Until 1995. Now, I must admit that I have no memory of pledging at all until I got out of seminary in 2001. But after I’d written my cover article for next month’s Carillon, Don went back and checked our records and it turns out we pledged for the first time in 1995. We pledged $1200 that year. It was less than 1% of our income, but I have no doubt it felt like a big chunk of change to us at the time. The next year we did the same thing. By the following year, in response to another personal crisis that forced me to take seriously what felt like a call to ordained ministry, I had entered the discernment process, and a little over a year later I was at seminary. Our pledge doubled to $2400. Again, I have no memory of this. I wish I could boast, or at least explain, why our pledge doubled when our income was cut in half. I wish I could wax eloquent to you about how grateful I was to God and to my beloved church family that was now sending me off to seminary—and I certainly was: I loved that church more than I can tell you. I was married there, Faith was buried there, Grace was baptized there, and my entire adult faith journey had taken place there. Yet sadly, I don’t remember ever consciously connecting my love of God or my gratitude to our church with my giving. So it doesn’t really count. I mean, I don’t even remember it, so how meaningful could it have been?
Then I went to seminary and learned all about stewardship, the “theology of abundance,” we often here about on Stewardship Sunday, and the financial nuts and bolts of church budgets. Yet even so—and I am ashamed to admit this–when I learned that clergy were expected not only to pledge but to set an example to their parishioners by tithing—that is, by giving a minimum of ten percent of their income to the church—I was not a happy camper! In fact, I was rather outraged….despite my love of God, despite my gratitude to His Church, and despite my support for the mission and ministry of the local church I was serving.
But I did it anyway. I tithed. I understand that most people who choose to tithe work up to it gradually. They ease their way into it by increasing their pledge proportionally by one or two percent each year until they reach 10%. That’s what the experts advise. For me that felt like peeling off a band-aid excruciatingly slowly and I just wanted to get the pain over with. So I just gritted my teeth and tithed, very begrudgingly, and grumbling about it all the while.
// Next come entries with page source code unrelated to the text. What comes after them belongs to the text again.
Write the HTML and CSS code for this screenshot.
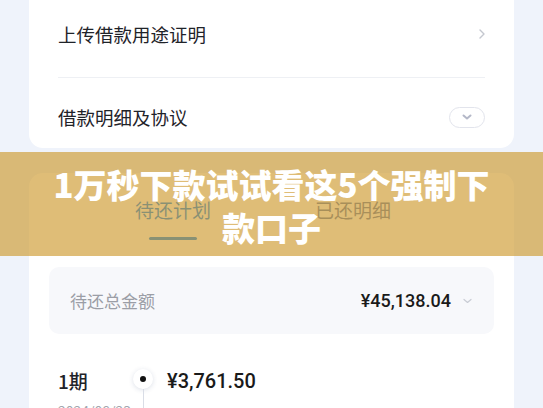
FILE: index.html
```html
<!DOCTYPE html>
<html lang="zh-CN">
<head>
  <meta charset="UTF-8">
  <meta name="viewport" content="width=device-width, initial-scale=1.0">
  <title>借款详情</title>
  <link rel="stylesheet" href="styles.css">
</head>
<body>

  <div class="page">
    <div class="card card-top">
      <div class="row row-first">
        <span class="row-title">上传借款用途证明</span>
        <svg class="arrow-right" width="8" height="12" viewBox="0 0 8 12">
          <path d="M2 2 L6 6 L2 10" fill="none" stroke="#c4c7cf" stroke-width="1.4" stroke-linecap="round" stroke-linejoin="round"/>
        </svg>
      </div>
      <div class="row row-last">
        <span class="row-title">借款明细及协议</span>
        <span class="pill">
          <svg width="12" height="8" viewBox="0 0 12 8">
            <path d="M2.5 2.5 L6 5.5 L9.5 2.5" fill="none" stroke="#b4b8c8" stroke-width="2" stroke-linecap="round" stroke-linejoin="round"/>
          </svg>
        </span>
      </div>
    </div>

    <div class="card card-plan">
      <div class="tabs">
        <div class="tab active">待还计划<i class="tab-line"></i></div>
        <div class="tab">已还明细</div>
      </div>

      <div class="total">
        <span class="total-label">待还总金额</span>
        <span class="total-right">
          <span class="money total-money">¥45,138.04</span>
          <svg width="9" height="6" viewBox="0 0 9 6">
            <path d="M1 1.5 L4.5 4.5 L8 1.5" fill="none" stroke="#c9ccd4" stroke-width="1.2" stroke-linecap="round" stroke-linejoin="round"/>
          </svg>
        </span>
      </div>

      <div class="term">
        <div class="term-name">1期</div>
        <div class="term-axis"><span class="dot"></span><span class="axis-line"></span></div>
        <div class="term-body">
          <div class="money term-money">¥3,761.50</div>
          <div class="term-sub">
            <span>本金 ¥3,600.00</span>
            <span>利息 ¥161.50</span>
          </div>
        </div>
      </div>
      <div class="term-date">2024/08/23</div>
    </div>
  </div>

  <div class="banner">
    <h2>1万秒下款试试看这5个强制下款口子</h2>
  </div>

</body>
</html>
```

FILE: styles.css
```css
body {
  margin: 0;
  background: #eff3fb;
  font-family: "Noto Sans CJK SC", "Noto Sans", sans-serif;
  color: #1f2329;
  overflow: hidden;
}

.page {
  padding: 0 29px;
}

.card {
  background: #fff;
  border-radius: 14px;
}

.card-top {
  border-radius: 0 0 14px 14px;
  padding: 0 29px;
}

.row {
  display: flex;
  justify-content: space-between;
  align-items: center;
  line-height: 22px;
}

.row-first {
  padding: 23px 0 32px;
  border-bottom: 1px solid #eef0f4;
}

.row-last {
  padding: 28px 0 20px;
}

.row-title {
  font-size: 18.5px;
}

.arrow-right {
  display: block;
  margin-right: -1px;
}

.pill {
  width: 34px;
  height: 19px;
  border: 1px solid #e2e4ec;
  border-radius: 11px;
  display: flex;
  align-items: center;
  justify-content: center;
}

.pill svg {
  display: block;
}

/* 还款计划 */
.card-plan {
  margin-top: 25px;
  padding: 0 20px;
  height: 300px;
}

.tabs {
  display: grid;
  grid-template-columns: 180px 180px;
  margin-left: 34px;
  padding-top: 25px;
}

.tab {
  display: flex;
  flex-direction: column;
  align-items: center;
  font-size: 19px;
  line-height: 24px;
  color: #6f86b4;
}

.tab.active {
  color: #1e8cf8;
}

.tab-line {
  width: 48px;
  height: 3px;
  margin-top: 15px;
  border-radius: 2px;
  background: #1e8cf8;
}

.total {
  margin-top: 27px;
  height: 67px;
  background: #f7f8fb;
  border-radius: 10px;
  display: flex;
  align-items: center;
  justify-content: space-between;
  padding: 0 22px 0 21px;
}

.total-label {
  font-size: 17px;
  color: #9b9ea6;
}

.total-right {
  display: flex;
  align-items: center;
  gap: 12px;
}

.money {
  font-family: "Roboto", "Noto Sans CJK SC", sans-serif;
  font-weight: 500;
  color: #1a1a1a;
}

.total-money {
  font-size: 18px;
}

.term {
  display: flex;
  margin-top: 35px;
  padding-left: 9px;
}

.term-name {
  width: 73px;
  font-size: 19px;
  line-height: 24px;
  font-weight: 500;
}

.term-axis {
  width: 24px;
  display: flex;
  flex-direction: column;
  align-items: center;
}

.dot {
  width: 20px;
  height: 20px;
  border-radius: 50%;
  background: #fff;
  box-shadow: 0 1px 5px rgba(40, 60, 110, 0.16);
  display: flex;
  align-items: center;
  justify-content: center;
}

.dot::after {
  content: "";
  width: 6px;
  height: 6px;
  border-radius: 50%;
  background: #111;
}

.axis-line {
  width: 1px;
  height: 40px;
  background: #d9dde6;
}

.term-body {
  margin-left: 12px;
}

.term-money {
  font-size: 20px;
  line-height: 24px;
}

.term-sub {
  margin-top: 12px;
  display: flex;
  gap: 44px;
  font-size: 14px;
  color: #a3a6ae;
}

.term-date {
  margin: -28px 0 0 9px;
  font-size: 14px;
  color: #a3a6ae;
}

/* 顶部横幅 */
.banner {
  position: absolute;
  top: 152px;
  left: 0;
  right: 0;
  height: 104px;
  background: rgba(204, 148, 36, 0.62);
  display: flex;
  align-items: center;
  justify-content: center;
  padding: 0 45px;
}

.banner h2 {
  margin: 4px 0 0;
  font-size: 33px;
  line-height: 43px;
  font-weight: 900;
  color: #fff;
  text-align: center;
}
```
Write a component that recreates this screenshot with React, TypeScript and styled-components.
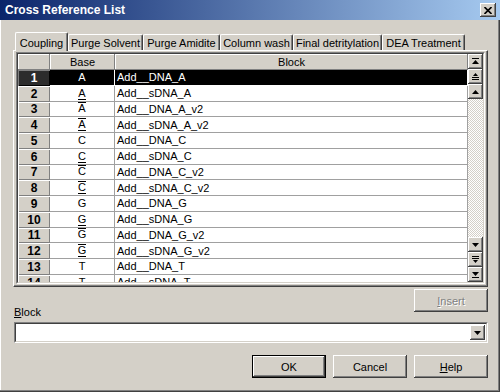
import React from "react";
import styled, { createGlobalStyle, css } from "styled-components";

const GlobalStyle = createGlobalStyle`
  html, body {
    margin: 0;
    padding: 0;
    background: #d4d0c8;
  }
  body {
    font-family: "Liberation Sans", Arial, sans-serif;
    font-size: 11px;
    color: #000;
  }
`;

const raised = css`
  background: #d4d0c8;
  box-shadow: inset -1px -1px #404040, inset 1px 1px #fff, inset -2px -2px #808080;
`;

const Window = styled.div`
  width: 500px;
  height: 392px;
  display: flex;
  flex-direction: column;
  background: #d4d0c8;
  overflow: hidden;
`;

const TitleBar = styled.div`
  height: 20px;
  flex: none;
  display: flex;
  align-items: center;
  justify-content: space-between;
  padding: 0 4px 0 5px;
  background: linear-gradient(to right, #0a246a, #a6caf0);
  color: #fff;
  font-weight: bold;
  font-size: 12px;
`;

const CloseButton = styled.div`
  ${raised};
  width: 16px;
  height: 14px;
  display: flex;
  align-items: center;
  justify-content: center;
`;

const Body = styled.div`
  flex: 1;
  display: flex;
  flex-direction: column;
  padding: 12px 12px 0 13px;
  box-shadow: inset -1px -1px #404040, inset -2px -2px #808080, inset 1px 0 #fff;
`;

const TabStrip = styled.div`
  display: flex;
  align-items: flex-end;
  height: 18px;
  padding-left: 2px;
  position: relative;
  z-index: 1;
`;

const Tab = styled.div<{ $w: number; $active?: boolean }>`
  width: ${(p) => p.$w}px;
  box-sizing: border-box;
  height: ${(p) => (p.$active ? 19 : 16)}px;
  margin-bottom: ${(p) => (p.$active ? -1 : 0)}px;
  padding-top: ${(p) => (p.$active ? 4 : 2)}px;
  line-height: 13px;
  text-align: center;
  white-space: nowrap;
  background: #d4d0c8;
  border-top: 1px solid #fff;
  border-left: 1px solid #fff;
  border-right: 1px solid #404040;
  border-radius: 2px 2px 0 0;
  box-shadow: inset -1px 0 #808080;
`;

const Panel = styled.div`
  flex: none;
  height: 237px;
  box-sizing: border-box;
  border-top: 1px solid #fff;
  border-left: 1px solid #fff;
  border-right: 1px solid #404040;
  border-bottom: 1px solid #404040;
  box-shadow: inset -1px -1px #808080;
  padding: 1px 2px 2px 2px;
`;

const Grid = styled.div`
  height: 100%;
  box-sizing: border-box;
  border-top: 1px solid #808080;
  border-left: 1px solid #808080;
  border-right: 1px solid #fff;
  border-bottom: 1px solid #fff;
  display: flex;
`;

const GridInner = styled.div`
  flex: 1;
  display: flex;
  border-top: 1px solid #404040;
  border-left: 1px solid #404040;
  border-right: 1px solid #d4d0c8;
  border-bottom: 1px solid #d4d0c8;
  background: #fff;
  overflow: hidden;
`;

const Table = styled.div`
  flex: 1;
  overflow: hidden;
  display: flex;
  flex-direction: column;
`;

const Row = styled.div<{ $header?: boolean; $selected?: boolean }>`
  display: flex;
  flex: none;
  height: ${(p) => (p.$header ? "16px" : "15.75px")};
  background: ${(p) => (p.$selected ? "#000" : "#fff")};
  color: ${(p) => (p.$selected ? "#fff" : "#000")};
`;

const HeadCell = styled.div<{ $w?: number }>`
  ${raised};
  box-shadow: inset -1px -1px #808080, inset 1px 1px #fff;
  width: ${(p) => (p.$w ? `${p.$w}px` : "auto")};
  flex: ${(p) => (p.$w ? "none" : "1")};
  display: flex;
  align-items: center;
  justify-content: center;
`;

const NumCell = styled.div<{ $selected?: boolean }>`
  width: 32px;
  flex: none;
  display: flex;
  align-items: center;
  justify-content: center;
  font-weight: bold;
  font-size: 12px;
  background: ${(p) => (p.$selected ? "#2c2c2c" : "#d4d0c8")};
  color: ${(p) => (p.$selected ? "#fff" : "#000")};
  box-shadow: ${(p) =>
    p.$selected
      ? "inset 1px 1px #808080, inset -1px -1px #000"
      : "inset 1px 1px #fff, inset -1px -1px #808080"};
`;

const Cell = styled.div<{ $w?: number; $center?: boolean; $selected?: boolean }>`
  width: ${(p) => (p.$w ? `${p.$w}px` : "auto")};
  flex: ${(p) => (p.$w ? "none" : "1")};
  box-sizing: border-box;
  display: flex;
  align-items: center;
  justify-content: ${(p) => (p.$center ? "center" : "flex-start")};
  padding-left: ${(p) => (p.$center ? 0 : 2)}px;
  white-space: nowrap;
  border-bottom: 1px solid ${(p) => (p.$selected ? "#fff" : "#a0a0a0")};
  border-right: 1px solid ${(p) => (p.$selected ? "#fff" : "#a0a0a0")};
`;

const Mark = styled.span<{ $over?: boolean; $under?: boolean }>`
  display: inline-block;
  line-height: 8px;
  padding: 1px 0 2px;
  border-top: 1px solid ${(p) => (p.$over ? "currentColor" : "transparent")};
  border-bottom: 1px solid ${(p) => (p.$under ? "currentColor" : "transparent")};
`;

const ScrollBar = styled.div`
  width: 15px;
  flex: none;
  display: flex;
  flex-direction: column;
`;

const ScrollButton = styled.div`
  ${raised};
  height: 15px;
  flex: none;
  display: flex;
  align-items: center;
  justify-content: center;
`;

const Track = styled.div`
  flex: 1;
  background: repeating-conic-gradient(#d4d0c8 0 25%, #fff 0 50%) 0 0 / 2px 2px;
`;

const Footer = styled.div`
  display: flex;
  flex-direction: column;
  padding: 2px 0 0 1px;
`;

const LabelRow = styled.div`
  display: flex;
  justify-content: space-between;
  align-items: flex-start;
`;

const Label = styled.div`
  margin-top: 17px;
  line-height: 13px;
`;

const Button = styled.button<{ $default?: boolean }>`
  ${raised};
  width: 74px;
  height: 23px;
  border: ${(p) => (p.$default ? "1px solid #000" : "none")};
  padding: 0;
  font: inherit;
  color: #000;
  &:disabled {
    color: #808080;
    text-shadow: 1px 1px #fff;
  }
`;

const Combo = styled.div`
  margin-top: 3px;
  height: 21px;
  box-sizing: border-box;
  border-top: 1px solid #808080;
  border-left: 1px solid #808080;
  border-right: 1px solid #fff;
  border-bottom: 1px solid #fff;
  display: flex;
`;

const ComboInner = styled.div`
  flex: 1;
  background: #fff;
  border-top: 1px solid #404040;
  border-left: 1px solid #404040;
  border-right: 1px solid #d4d0c8;
  border-bottom: 1px solid #d4d0c8;
  display: flex;
  justify-content: flex-end;
  align-items: center;
  padding-right: 1px;
`;

const DropButton = styled.div`
  ${raised};
  width: 15px;
  height: 15px;
  display: flex;
  align-items: center;
  justify-content: center;
`;

const ButtonRow = styled.div`
  display: flex;
  justify-content: flex-end;
  gap: 7px;
  margin-top: 12px;
`;

type Icon = "top" | "pageUp" | "up" | "down" | "pageDown" | "bottom";

const ArrowIcon = ({ kind }: { kind: Icon }) => (
  <svg width="7" height="8" viewBox="0 0 7 8" shapeRendering="crispEdges">
    {kind === "top" && (
      <>
        <rect x="0" y="0" width="7" height="1" />
        <polygon points="3.5,2 7,6 0,6" shapeRendering="auto" />
      </>
    )}
    {kind === "pageUp" && (
      <>
        <polygon points="3.5,0 6,3 1,3" shapeRendering="auto" />
        <rect x="0" y="4" width="7" height="1" />
        <rect x="0" y="6" width="7" height="1" />
      </>
    )}
    {kind === "up" && <polygon points="3.5,2 7,6 0,6" shapeRendering="auto" />}
    {kind === "down" && <polygon points="0,2 7,2 3.5,6" shapeRendering="auto" />}
    {kind === "pageDown" && (
      <>
        <rect x="0" y="0" width="7" height="1" />
        <rect x="0" y="2" width="7" height="1" />
        <polygon points="1,4 6,4 3.5,7" shapeRendering="auto" />
      </>
    )}
    {kind === "bottom" && (
      <>
        <polygon points="0,1 7,1 3.5,5" shapeRendering="auto" />
        <rect x="0" y="6" width="7" height="1" />
      </>
    )}
  </svg>
);

const tabs = [
  { label: "Coupling", w: 53 },
  { label: "Purge Solvent", w: 75 },
  { label: "Purge Amidite", w: 77 },
  { label: "Column wash", w: 73 },
  { label: "Final detritylation", w: 89 },
  { label: "DEA Treatment", w: 83 },
];

const bases = ["A", "C", "G", "T"];
const rows = Array.from({ length: 16 }, (_, i) => {
  const base = bases[Math.floor(i / 4)];
  const v = i % 4;
  return {
    n: i + 1,
    base,
    over: v >= 2,
    under: v === 1 || v === 3,
    block: `Add__${v % 2 ? "s" : ""}DNA_${base}${v >= 2 ? "_v2" : ""}`,
  };
});

export default function App() {
  return (
    <Window>
      <GlobalStyle />
      <TitleBar>
        <span>Cross Reference List</span>
        <CloseButton>
          <svg width="8" height="7" viewBox="0 0 8 7">
            <path d="M0.5 0 L7.5 7 M7.5 0 L0.5 7" stroke="#000" strokeWidth="1.6" />
          </svg>
        </CloseButton>
      </TitleBar>
      <Body>
        <TabStrip>
          {tabs.map((t, i) => (
            <Tab key={t.label} $w={t.w} $active={i === 0}>
              {t.label}
            </Tab>
          ))}
        </TabStrip>
        <Panel>
          <Grid>
            <GridInner>
              <Table>
                <Row $header>
                  <HeadCell $w={32} />
                  <HeadCell $w={65}>Base</HeadCell>
                  <HeadCell>Block</HeadCell>
                </Row>
                {rows.map((r, i) => (
                  <Row key={r.n} $selected={i === 0}>
                    <NumCell $selected={i === 0}>{r.n}</NumCell>
                    <Cell $w={65} $center $selected={i === 0}>
                      <Mark $over={r.over} $under={r.under}>
                        {r.base}
                      </Mark>
                    </Cell>
                    <Cell $selected={i === 0}>{r.block}</Cell>
                  </Row>
                ))}
              </Table>
              <ScrollBar>
                <ScrollButton>
                  <ArrowIcon kind="top" />
                </ScrollButton>
                <ScrollButton>
                  <ArrowIcon kind="pageUp" />
                </ScrollButton>
                <ScrollButton>
                  <ArrowIcon kind="up" />
                </ScrollButton>
                <Track />
                <ScrollButton>
                  <ArrowIcon kind="down" />
                </ScrollButton>
                <ScrollButton>
                  <ArrowIcon kind="pageDown" />
                </ScrollButton>
                <ScrollButton>
                  <ArrowIcon kind="bottom" />
                </ScrollButton>
              </ScrollBar>
            </GridInner>
          </Grid>
        </Panel>
        <Footer>
          <LabelRow>
            <Label>
              <u>B</u>lock
            </Label>
            <Button disabled>
              <u>I</u>nsert
            </Button>
          </LabelRow>
          <Combo>
            <ComboInner>
              <DropButton>
                <ArrowIcon kind="down" />
              </DropButton>
            </ComboInner>
          </Combo>
          <ButtonRow>
            <Button $default>OK</Button>
            <Button>Cancel</Button>
            <Button>
              <u>H</u>elp
            </Button>
          </ButtonRow>
        </Footer>
      </Body>
    </Window>
  );
}
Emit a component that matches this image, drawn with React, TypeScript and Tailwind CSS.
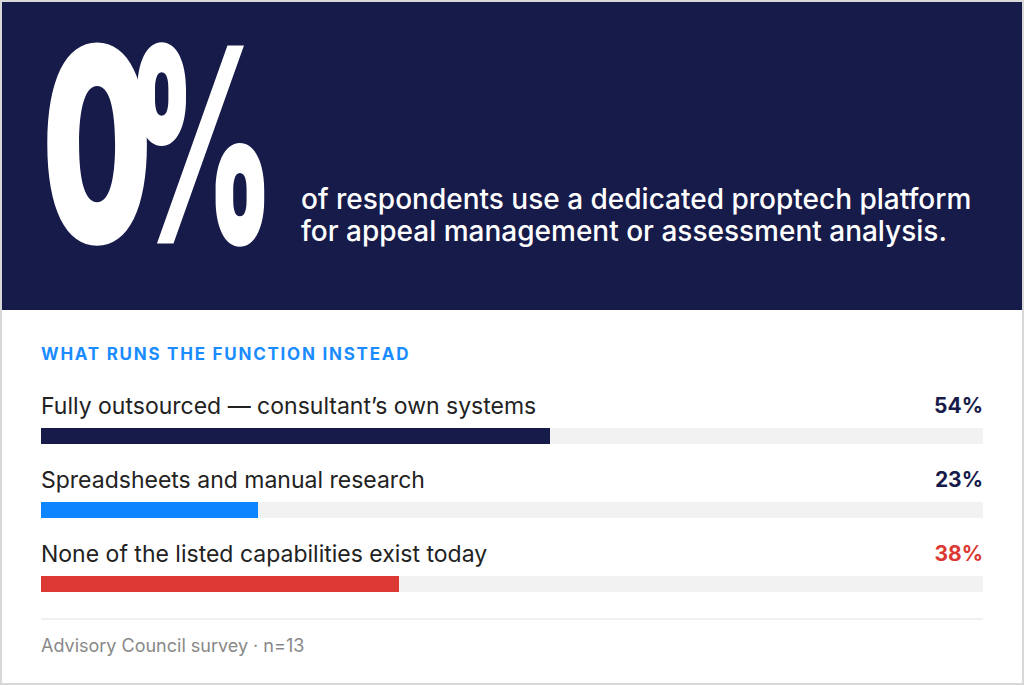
import React from 'react';

const rows = [
  { label: 'Fully outsourced — consultant’s own systems', value: 54, bar: 'bg-[#171b4a]', text: 'text-[#171b4a]' },
  { label: 'Spreadsheets and manual research', value: 23, bar: 'bg-[#0d85ff]', text: 'text-[#171b4a]' },
  { label: 'None of the listed capabilities exist today', value: 38, bar: 'bg-[#dc3934]', text: 'text-[#dc3934]' },
];

export default function App() {
  return (
    <div
      className="w-[1024px] h-[685px] border-2 border-[#d8d8d8] bg-white overflow-hidden"
      style={{ fontFamily: 'Inter, "Liberation Sans", sans-serif' }}
    >
      {/* Stat header */}
      <div className="h-[308px] bg-[#171b4a] flex">
        <div className="w-[299px] shrink-0 pt-[6px] pl-[40px] flex items-start text-white font-black leading-none">
          <span className="inline-block h-[272px] text-[155px] tracking-[-25px] origin-top-left scale-y-[1.755]">0</span>
          <span className="inline-block h-[272px] text-[141px] origin-top-left scale-y-[1.93]">%</span>
        </div>
        <p className="self-end pb-[63px] text-white text-[28px] leading-[32px] font-medium">
          of respondents use a dedicated proptech platform
          <br />
          for appeal management or assessment analysis.
        </p>
      </div>

      {/* Breakdown */}
      <div className="px-[39px] pt-[34px]">
        <h3 className="text-[#1a8cff] text-[17px] leading-[20px] font-bold tracking-[1.75px] uppercase">
          What runs the function instead
        </h3>
        <div className="mt-[29px] flex flex-col gap-[23px]">
          {rows.map((r) => (
            <div key={r.label}>
              <div className="flex items-center justify-between h-[26px]">
                <span className="text-[23px] text-[#222222]">{r.label}</span>
                <span className={`text-[21px] font-bold ${r.text}`}>{r.value}%</span>
              </div>
              <div className="mt-[9px] h-[16px] bg-[#f2f2f2]">
                <div className={`h-full ${r.bar}`} style={{ width: `${r.value}%` }} />
              </div>
            </div>
          ))}
        </div>
        <div className="mt-[26px] border-t-2 border-[#f0f0f0]" />
        <p className="mt-[15px] text-[18px] leading-[22px] text-[#888888]">Advisory Council survey · n=13</p>
      </div>
    </div>
  );
}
But at least it was done: Ten percent of my income went back to the church that was giving it to me.
Today it still does. Only now, thanks be to God, I can honestly stand before you and say that I tithe joyfully—not like the Pharisee in this morning’s gospel out of a sense of duty, or guilt, or pride—but joyfully—and only, I am convinced, because of God’s grace. I’m not sure when it happened, but somehow over the past few years my heart has literally been transformed by the very act of tithing itself. And now instead of being resentful, I am actually grateful to be a tither. I’m one of those people who’s always loved buying presents for people I love, and now my tithe feels like one big present for God and for St Stephen’s. I love doing it! And isn’t it astonishing that by acting generously toward God’s church, I have actually become generous towards God’s church? That, to me, is the miracle. That, to me, is the real grace. I could never have changed my own heart anymore than I can change yours. But God could. And did. And will.
So here’s the nitty-gritty of it: There’s nothing secret about my salary—it’s published in the annual budget and in the Diocesan Journal every year for all the world to see. So I’m not revealing anything especially personal or private when I tell you that last year I pledged $7,000—ten percent of my income–to St. Stephen’s. This year I’ll be able to pledge a little more than 10%, and I can’t even believe it: It feels like some kind of loaves and fishes sort of thing—but there you have it!
God knows, it’s a lot of money for us. God knows, it’s a big leap of faith. But God also makes it possible. And God knows that what I get back is so much more than what I give that it’s laughable—if not downright ludicrous–to compare the two.
So while I used to give 10% begrudgingly because I “had” to, now I give it happily and joyfully because I choose to and because, by the grace of God, I can. I give because I believe in a God who is excessively generous to me and because I believe with all my heart in His mission and ministry at St. Stephen’s. I give because of all that God has done for me and because of all I want St. Stephen’s to be able to do for you. I give because by acting generously towards God’s church, I actually become generous towards God’s church. And I tithe my 10% because I want to lead by example, and I hope that some of you, by God’s grace, will choose to follow.
Because tithing has actually changed me in spite of myself. Tithing has totally transformed my heart. It’s transformed me. And that, after all, is what I came to church for in the first place.
May God grace us all with the will to give to the Most High as He has given to us, and as generously as we can afford. Amen.